■ **What the exercise asks**: Identify the lines holding "screenshot" and copy them.

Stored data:
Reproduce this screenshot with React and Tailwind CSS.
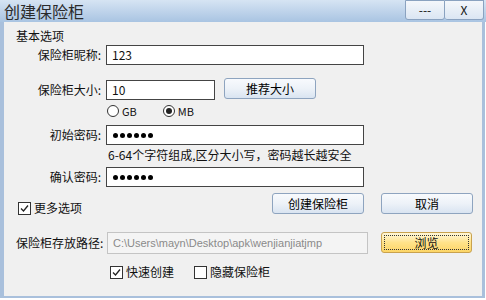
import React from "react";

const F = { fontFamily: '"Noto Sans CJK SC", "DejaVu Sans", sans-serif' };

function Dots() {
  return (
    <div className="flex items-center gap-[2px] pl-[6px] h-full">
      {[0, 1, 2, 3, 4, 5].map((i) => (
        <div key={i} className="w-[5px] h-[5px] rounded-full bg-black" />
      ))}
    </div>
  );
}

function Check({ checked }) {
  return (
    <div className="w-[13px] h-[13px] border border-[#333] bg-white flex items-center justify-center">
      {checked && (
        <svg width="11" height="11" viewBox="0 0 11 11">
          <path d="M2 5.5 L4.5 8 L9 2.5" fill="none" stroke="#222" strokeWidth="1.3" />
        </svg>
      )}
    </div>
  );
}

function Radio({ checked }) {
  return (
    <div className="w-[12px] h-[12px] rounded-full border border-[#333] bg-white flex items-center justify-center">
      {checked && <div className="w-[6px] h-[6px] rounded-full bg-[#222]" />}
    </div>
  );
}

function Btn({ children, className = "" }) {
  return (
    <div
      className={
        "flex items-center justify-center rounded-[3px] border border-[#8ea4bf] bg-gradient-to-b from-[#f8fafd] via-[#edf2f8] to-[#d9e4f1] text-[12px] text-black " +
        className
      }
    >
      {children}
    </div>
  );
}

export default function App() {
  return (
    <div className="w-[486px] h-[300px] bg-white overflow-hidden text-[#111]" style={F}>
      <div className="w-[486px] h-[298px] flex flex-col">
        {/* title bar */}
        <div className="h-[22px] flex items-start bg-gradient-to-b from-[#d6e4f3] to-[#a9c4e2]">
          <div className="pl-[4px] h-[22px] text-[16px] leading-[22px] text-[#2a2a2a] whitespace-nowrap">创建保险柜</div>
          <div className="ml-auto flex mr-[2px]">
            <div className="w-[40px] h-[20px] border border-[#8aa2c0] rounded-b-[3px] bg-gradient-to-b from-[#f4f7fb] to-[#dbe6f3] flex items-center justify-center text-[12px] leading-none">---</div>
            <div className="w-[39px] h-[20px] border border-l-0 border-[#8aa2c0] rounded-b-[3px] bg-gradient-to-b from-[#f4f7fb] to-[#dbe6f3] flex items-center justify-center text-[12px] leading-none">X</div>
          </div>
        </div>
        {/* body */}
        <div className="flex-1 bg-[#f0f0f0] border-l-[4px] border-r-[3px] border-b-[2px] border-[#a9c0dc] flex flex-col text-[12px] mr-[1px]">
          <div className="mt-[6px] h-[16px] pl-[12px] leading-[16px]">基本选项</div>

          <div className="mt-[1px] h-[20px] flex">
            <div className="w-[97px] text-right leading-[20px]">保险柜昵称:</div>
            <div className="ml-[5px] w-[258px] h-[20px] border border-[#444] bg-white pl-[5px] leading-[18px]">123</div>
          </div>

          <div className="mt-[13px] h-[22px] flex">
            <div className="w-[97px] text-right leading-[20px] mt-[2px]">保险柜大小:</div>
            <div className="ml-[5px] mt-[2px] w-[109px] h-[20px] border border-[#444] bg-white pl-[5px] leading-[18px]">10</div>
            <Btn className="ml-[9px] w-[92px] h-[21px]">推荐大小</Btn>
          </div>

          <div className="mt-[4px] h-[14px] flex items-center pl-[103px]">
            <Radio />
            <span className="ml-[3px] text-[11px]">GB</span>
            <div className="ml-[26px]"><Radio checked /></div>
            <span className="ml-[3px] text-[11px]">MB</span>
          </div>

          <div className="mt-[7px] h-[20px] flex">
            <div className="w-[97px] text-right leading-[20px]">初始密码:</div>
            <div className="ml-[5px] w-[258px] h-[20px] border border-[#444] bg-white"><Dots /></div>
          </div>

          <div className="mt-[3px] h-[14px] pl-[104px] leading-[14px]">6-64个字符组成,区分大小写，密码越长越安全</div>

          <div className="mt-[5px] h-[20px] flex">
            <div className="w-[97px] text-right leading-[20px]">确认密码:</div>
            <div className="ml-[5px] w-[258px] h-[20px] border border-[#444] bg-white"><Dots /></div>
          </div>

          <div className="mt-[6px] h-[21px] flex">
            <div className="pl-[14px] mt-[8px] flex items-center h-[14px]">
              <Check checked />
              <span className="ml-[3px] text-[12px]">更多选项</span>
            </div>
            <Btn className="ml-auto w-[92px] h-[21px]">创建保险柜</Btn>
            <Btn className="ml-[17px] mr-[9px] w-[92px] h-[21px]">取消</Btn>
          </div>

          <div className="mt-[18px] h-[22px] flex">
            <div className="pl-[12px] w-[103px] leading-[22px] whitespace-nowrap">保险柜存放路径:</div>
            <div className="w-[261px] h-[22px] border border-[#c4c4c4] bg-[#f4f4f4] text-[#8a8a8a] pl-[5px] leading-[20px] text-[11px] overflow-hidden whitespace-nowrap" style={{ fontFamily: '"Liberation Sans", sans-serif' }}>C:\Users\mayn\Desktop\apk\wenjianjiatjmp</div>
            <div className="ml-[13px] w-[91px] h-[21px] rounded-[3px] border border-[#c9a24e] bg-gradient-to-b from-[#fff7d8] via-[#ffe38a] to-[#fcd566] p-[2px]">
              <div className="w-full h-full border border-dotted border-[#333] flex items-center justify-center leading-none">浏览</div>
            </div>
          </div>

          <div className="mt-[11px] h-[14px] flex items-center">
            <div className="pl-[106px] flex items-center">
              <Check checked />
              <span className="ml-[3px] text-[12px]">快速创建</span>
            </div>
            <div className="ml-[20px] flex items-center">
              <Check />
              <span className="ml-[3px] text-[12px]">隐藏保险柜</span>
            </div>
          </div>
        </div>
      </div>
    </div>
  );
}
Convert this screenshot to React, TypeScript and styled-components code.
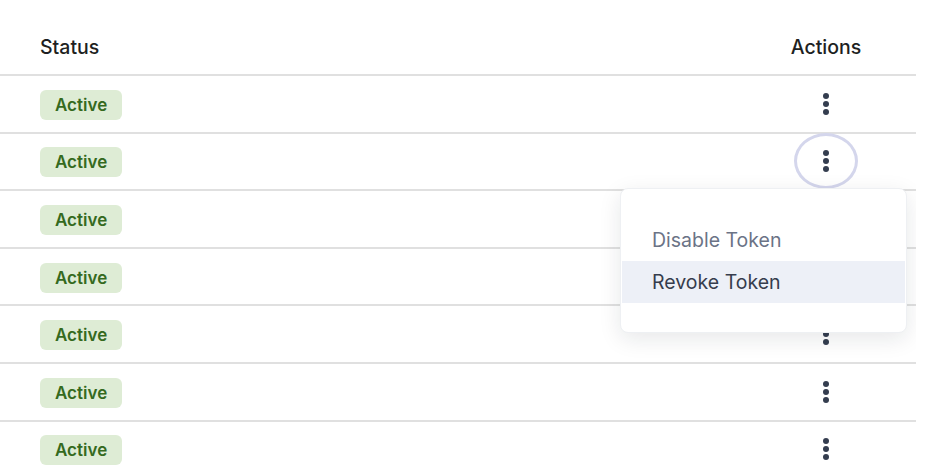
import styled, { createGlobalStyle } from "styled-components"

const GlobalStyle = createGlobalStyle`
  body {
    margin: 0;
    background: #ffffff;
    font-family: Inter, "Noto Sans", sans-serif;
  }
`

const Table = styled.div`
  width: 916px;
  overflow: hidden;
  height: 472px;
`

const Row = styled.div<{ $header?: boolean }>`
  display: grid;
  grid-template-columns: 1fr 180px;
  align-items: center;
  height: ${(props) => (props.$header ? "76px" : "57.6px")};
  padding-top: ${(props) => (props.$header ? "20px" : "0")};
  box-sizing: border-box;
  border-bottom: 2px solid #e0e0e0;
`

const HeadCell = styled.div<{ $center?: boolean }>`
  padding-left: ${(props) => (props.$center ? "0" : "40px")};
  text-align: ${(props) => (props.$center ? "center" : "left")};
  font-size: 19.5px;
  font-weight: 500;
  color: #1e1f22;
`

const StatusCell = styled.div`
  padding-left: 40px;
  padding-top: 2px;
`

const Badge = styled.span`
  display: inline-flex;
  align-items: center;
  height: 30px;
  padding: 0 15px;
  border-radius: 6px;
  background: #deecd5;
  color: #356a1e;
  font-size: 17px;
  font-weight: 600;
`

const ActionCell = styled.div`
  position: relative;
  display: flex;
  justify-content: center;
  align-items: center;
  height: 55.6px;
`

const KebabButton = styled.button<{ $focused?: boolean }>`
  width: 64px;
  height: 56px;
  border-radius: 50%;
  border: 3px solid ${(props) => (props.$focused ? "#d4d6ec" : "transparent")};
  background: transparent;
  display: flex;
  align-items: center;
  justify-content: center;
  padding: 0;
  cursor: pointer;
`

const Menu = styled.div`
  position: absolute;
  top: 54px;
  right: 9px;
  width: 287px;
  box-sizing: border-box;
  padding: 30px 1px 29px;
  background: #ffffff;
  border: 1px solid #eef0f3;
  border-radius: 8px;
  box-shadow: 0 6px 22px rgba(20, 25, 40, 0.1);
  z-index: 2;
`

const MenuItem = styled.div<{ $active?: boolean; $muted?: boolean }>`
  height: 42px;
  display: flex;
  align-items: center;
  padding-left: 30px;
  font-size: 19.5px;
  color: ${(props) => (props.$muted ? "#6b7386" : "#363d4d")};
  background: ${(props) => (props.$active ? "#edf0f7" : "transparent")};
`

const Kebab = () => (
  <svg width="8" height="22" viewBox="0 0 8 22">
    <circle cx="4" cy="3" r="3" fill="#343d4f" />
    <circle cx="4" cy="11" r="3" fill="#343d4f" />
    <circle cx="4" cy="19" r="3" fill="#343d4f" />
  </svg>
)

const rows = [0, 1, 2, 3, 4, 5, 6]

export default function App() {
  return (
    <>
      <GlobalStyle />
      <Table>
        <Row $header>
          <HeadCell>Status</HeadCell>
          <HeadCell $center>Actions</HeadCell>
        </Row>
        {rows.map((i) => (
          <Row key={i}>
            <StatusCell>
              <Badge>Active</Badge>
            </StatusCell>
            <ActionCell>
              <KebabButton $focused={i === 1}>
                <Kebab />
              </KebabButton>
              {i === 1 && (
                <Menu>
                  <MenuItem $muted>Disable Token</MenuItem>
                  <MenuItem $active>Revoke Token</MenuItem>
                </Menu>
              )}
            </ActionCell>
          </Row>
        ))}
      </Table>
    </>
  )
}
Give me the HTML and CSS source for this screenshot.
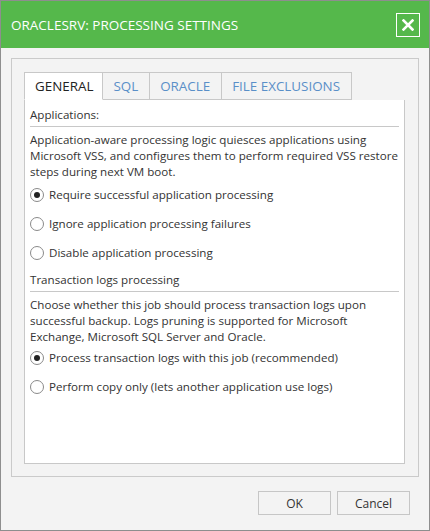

■ **Result of this exercise**:
Reproduce this screenshot with React and Tailwind CSS.
Convert this screenshot to React, TypeScript and styled-components code.
Give me the HTML and CSS source for this screenshot.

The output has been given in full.